=== Supplied information ===

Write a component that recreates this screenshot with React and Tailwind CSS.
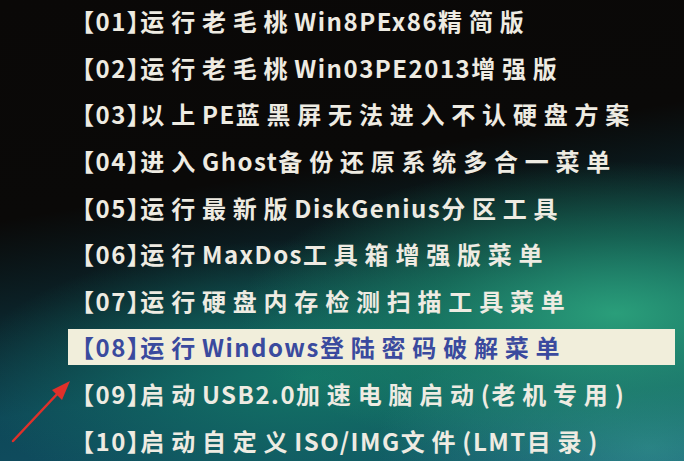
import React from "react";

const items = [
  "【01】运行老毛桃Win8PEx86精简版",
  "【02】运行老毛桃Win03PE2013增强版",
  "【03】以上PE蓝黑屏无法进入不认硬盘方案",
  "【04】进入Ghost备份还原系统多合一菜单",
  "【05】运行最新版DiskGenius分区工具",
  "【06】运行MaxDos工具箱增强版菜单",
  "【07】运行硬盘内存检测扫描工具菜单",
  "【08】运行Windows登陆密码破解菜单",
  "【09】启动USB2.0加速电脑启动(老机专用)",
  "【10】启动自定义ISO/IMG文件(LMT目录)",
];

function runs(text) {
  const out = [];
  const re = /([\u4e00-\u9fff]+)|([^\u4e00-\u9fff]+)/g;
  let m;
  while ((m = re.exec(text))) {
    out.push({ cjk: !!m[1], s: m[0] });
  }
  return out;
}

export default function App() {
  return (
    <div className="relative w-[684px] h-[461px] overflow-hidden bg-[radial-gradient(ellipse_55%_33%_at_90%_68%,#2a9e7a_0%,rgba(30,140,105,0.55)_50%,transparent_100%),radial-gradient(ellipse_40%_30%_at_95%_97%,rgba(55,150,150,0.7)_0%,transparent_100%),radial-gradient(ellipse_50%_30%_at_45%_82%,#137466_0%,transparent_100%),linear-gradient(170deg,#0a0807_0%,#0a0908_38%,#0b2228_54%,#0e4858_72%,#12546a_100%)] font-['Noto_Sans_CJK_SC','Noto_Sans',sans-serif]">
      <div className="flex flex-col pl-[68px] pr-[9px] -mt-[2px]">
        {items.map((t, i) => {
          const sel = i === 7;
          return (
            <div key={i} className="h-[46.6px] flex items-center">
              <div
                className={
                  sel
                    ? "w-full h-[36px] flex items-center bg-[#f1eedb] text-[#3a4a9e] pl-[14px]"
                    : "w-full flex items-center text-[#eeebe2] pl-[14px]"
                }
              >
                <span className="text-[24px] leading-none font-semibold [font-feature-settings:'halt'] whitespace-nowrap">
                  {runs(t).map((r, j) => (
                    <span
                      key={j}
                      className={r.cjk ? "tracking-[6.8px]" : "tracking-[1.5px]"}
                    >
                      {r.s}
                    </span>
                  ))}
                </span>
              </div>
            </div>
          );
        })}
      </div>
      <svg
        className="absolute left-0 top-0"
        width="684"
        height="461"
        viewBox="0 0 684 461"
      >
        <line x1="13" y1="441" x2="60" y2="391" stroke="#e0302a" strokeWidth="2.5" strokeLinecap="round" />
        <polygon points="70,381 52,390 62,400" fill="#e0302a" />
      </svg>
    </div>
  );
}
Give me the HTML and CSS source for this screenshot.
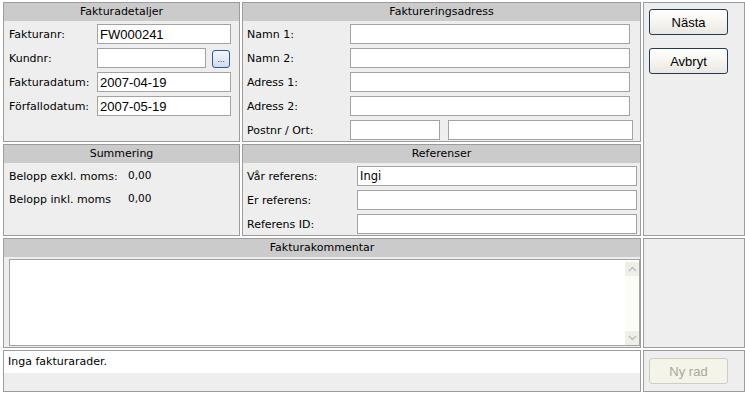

===

Written problem:
Each line that holds the string "this" counts once; give the total and nothing else.

Task solution:
2